-- START --

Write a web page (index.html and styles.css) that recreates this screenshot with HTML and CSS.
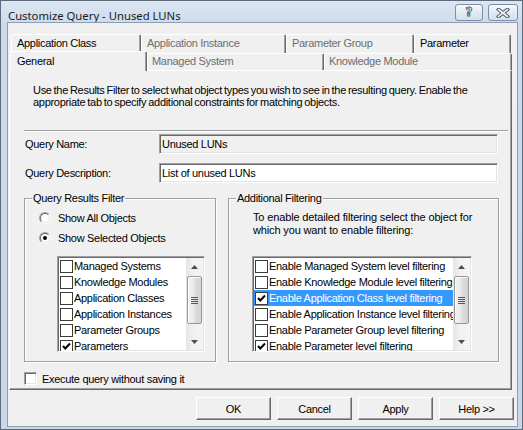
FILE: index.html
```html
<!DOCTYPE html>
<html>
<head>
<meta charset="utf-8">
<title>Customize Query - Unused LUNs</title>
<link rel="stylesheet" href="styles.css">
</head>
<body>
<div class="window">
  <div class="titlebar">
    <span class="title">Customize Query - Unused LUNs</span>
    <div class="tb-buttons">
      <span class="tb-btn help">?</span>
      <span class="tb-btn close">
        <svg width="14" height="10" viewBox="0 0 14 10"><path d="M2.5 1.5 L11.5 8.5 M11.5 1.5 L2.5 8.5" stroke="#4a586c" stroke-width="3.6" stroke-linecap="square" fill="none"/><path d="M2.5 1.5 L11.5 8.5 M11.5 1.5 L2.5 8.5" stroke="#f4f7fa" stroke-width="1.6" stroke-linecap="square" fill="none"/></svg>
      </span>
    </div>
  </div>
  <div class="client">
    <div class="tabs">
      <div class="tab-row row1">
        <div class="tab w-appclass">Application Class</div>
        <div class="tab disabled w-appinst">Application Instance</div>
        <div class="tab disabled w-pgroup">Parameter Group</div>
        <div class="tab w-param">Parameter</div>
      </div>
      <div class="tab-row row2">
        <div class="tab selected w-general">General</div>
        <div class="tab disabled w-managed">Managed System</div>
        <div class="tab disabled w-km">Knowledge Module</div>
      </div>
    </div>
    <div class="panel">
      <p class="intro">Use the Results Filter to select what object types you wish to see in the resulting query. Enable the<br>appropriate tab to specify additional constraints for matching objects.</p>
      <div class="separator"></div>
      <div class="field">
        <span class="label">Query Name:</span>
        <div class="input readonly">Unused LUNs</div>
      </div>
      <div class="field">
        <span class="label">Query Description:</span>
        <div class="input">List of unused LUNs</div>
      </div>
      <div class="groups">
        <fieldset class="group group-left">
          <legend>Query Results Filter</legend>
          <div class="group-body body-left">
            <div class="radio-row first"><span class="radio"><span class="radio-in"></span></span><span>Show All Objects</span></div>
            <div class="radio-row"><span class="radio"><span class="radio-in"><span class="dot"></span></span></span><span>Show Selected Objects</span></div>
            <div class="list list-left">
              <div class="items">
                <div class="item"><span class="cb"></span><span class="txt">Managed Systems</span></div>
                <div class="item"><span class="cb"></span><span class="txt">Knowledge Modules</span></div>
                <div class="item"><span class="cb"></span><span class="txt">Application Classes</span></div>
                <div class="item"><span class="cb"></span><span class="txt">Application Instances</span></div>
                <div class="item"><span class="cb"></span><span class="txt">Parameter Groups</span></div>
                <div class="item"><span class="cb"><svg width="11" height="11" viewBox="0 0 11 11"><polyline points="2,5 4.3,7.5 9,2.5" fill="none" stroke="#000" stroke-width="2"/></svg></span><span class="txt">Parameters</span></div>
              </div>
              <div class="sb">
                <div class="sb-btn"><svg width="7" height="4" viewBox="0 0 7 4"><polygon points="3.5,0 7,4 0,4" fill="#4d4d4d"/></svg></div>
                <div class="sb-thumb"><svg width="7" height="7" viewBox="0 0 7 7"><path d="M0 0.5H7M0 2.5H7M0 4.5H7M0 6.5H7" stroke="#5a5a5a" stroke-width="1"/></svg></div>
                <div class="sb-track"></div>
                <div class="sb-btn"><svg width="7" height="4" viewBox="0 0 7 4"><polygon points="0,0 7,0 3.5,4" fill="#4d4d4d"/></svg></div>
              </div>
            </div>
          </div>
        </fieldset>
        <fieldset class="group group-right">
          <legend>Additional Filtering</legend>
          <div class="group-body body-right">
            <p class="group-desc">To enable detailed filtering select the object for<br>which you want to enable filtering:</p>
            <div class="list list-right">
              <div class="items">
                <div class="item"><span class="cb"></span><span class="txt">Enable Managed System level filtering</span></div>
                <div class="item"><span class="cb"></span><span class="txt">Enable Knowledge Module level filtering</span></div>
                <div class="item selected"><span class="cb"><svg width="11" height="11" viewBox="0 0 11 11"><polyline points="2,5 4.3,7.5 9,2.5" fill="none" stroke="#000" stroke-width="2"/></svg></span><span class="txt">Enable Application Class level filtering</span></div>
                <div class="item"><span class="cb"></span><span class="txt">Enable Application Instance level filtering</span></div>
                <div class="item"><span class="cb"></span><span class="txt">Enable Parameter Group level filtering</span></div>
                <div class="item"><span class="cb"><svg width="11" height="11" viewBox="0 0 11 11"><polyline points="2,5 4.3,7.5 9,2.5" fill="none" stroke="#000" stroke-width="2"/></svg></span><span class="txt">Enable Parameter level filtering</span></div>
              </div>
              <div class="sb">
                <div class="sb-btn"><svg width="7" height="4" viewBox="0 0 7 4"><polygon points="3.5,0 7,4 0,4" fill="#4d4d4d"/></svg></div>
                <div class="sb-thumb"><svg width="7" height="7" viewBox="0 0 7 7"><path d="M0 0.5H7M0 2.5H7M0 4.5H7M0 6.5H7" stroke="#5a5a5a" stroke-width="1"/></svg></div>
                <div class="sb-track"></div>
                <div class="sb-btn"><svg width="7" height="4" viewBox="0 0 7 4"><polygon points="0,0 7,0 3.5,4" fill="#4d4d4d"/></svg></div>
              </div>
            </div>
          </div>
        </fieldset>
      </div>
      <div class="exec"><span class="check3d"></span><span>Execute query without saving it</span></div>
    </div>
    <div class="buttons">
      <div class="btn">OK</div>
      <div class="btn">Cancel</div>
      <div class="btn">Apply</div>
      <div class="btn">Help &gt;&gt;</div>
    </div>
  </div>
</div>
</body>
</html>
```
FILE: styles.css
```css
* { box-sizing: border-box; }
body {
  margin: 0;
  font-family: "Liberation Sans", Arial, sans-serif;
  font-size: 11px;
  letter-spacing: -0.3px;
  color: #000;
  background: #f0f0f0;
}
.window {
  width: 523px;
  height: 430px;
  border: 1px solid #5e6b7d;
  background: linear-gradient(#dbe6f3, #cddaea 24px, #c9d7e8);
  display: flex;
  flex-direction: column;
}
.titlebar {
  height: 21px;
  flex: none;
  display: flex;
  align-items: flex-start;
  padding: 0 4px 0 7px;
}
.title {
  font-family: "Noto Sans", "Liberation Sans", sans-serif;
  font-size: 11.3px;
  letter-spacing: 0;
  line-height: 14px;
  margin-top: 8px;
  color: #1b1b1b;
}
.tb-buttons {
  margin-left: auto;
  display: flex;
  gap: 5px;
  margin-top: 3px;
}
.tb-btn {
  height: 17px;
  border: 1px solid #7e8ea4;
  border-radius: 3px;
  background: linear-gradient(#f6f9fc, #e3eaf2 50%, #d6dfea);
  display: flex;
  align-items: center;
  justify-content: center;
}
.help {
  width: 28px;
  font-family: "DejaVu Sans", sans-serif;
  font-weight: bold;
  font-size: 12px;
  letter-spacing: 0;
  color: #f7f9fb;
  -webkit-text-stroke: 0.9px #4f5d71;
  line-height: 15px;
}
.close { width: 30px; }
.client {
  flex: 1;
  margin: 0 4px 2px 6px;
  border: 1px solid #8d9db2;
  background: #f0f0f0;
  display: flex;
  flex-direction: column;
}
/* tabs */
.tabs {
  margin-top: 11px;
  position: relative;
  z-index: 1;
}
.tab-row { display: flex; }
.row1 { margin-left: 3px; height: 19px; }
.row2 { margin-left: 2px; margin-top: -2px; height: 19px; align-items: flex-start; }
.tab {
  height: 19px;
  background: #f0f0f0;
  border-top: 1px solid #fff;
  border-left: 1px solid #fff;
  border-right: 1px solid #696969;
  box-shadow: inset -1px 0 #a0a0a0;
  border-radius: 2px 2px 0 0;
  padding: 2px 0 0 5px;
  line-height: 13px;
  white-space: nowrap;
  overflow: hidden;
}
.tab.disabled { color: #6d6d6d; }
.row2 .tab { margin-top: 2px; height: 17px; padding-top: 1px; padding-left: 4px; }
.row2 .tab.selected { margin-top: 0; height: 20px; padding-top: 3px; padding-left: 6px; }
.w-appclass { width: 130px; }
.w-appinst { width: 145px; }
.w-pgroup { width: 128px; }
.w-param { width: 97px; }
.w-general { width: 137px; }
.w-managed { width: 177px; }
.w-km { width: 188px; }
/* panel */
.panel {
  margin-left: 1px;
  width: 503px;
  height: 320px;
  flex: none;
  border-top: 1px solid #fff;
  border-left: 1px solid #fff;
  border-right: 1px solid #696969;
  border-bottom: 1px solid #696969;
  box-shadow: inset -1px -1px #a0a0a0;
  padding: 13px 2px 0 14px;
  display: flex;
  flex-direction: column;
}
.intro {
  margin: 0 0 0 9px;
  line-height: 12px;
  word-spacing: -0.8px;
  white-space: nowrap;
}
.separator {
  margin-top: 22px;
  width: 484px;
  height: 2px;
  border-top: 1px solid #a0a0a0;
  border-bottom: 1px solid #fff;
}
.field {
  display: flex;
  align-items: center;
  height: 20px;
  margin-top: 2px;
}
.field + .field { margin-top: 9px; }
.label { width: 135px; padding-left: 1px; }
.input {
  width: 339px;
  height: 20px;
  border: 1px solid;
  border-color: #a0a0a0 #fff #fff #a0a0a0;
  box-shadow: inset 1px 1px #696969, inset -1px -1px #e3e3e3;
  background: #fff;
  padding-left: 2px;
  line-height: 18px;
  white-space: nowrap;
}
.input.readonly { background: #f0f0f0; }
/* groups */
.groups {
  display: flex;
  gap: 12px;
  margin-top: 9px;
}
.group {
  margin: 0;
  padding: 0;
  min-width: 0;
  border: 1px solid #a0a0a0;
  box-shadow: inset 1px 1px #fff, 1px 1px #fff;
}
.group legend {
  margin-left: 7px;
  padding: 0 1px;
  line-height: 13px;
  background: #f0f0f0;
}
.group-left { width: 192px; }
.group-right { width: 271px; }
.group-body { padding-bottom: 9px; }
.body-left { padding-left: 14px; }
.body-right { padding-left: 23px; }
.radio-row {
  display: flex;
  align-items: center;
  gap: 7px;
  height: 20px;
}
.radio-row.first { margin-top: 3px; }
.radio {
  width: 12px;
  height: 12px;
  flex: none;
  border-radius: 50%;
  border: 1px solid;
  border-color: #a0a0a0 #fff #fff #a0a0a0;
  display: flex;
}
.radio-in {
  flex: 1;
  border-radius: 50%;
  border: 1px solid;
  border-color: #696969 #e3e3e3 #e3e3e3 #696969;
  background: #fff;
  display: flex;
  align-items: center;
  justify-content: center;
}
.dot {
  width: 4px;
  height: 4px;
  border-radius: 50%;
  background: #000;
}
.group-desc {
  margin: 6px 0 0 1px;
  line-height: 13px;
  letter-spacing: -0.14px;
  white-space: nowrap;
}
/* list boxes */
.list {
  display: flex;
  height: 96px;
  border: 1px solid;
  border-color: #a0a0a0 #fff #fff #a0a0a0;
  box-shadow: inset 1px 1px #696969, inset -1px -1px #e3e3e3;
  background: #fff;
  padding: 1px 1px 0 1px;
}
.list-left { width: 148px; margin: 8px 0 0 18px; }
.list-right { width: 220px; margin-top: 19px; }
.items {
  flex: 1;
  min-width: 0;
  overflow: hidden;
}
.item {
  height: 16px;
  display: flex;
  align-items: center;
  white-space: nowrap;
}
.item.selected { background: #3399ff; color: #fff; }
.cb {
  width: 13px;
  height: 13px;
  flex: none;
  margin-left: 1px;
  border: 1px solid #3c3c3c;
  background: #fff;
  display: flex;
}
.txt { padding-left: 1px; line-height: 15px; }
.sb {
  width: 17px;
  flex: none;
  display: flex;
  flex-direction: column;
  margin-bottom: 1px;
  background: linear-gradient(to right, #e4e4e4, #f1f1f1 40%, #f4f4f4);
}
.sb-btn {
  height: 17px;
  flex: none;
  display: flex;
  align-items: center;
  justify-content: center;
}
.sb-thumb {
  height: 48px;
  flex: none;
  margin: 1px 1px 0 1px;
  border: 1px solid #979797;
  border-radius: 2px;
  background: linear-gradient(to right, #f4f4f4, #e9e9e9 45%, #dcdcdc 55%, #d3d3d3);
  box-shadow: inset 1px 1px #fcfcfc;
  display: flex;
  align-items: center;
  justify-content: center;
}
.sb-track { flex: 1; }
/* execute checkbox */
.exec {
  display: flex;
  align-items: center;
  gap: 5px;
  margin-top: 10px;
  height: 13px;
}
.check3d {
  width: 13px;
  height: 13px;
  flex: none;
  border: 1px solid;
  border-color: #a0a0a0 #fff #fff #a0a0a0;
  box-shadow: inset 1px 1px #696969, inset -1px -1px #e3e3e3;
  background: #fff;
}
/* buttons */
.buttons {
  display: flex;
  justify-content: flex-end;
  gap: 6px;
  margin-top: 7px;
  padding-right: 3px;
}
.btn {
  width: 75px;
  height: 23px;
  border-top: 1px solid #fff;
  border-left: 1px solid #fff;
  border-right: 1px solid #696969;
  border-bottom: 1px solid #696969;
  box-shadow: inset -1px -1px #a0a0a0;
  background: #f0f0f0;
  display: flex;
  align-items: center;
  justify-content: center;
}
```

-- END --

■ Task instructions
State the count of lines above containing the string "styles", and add nothing to it.

■ Reply to the exercise
3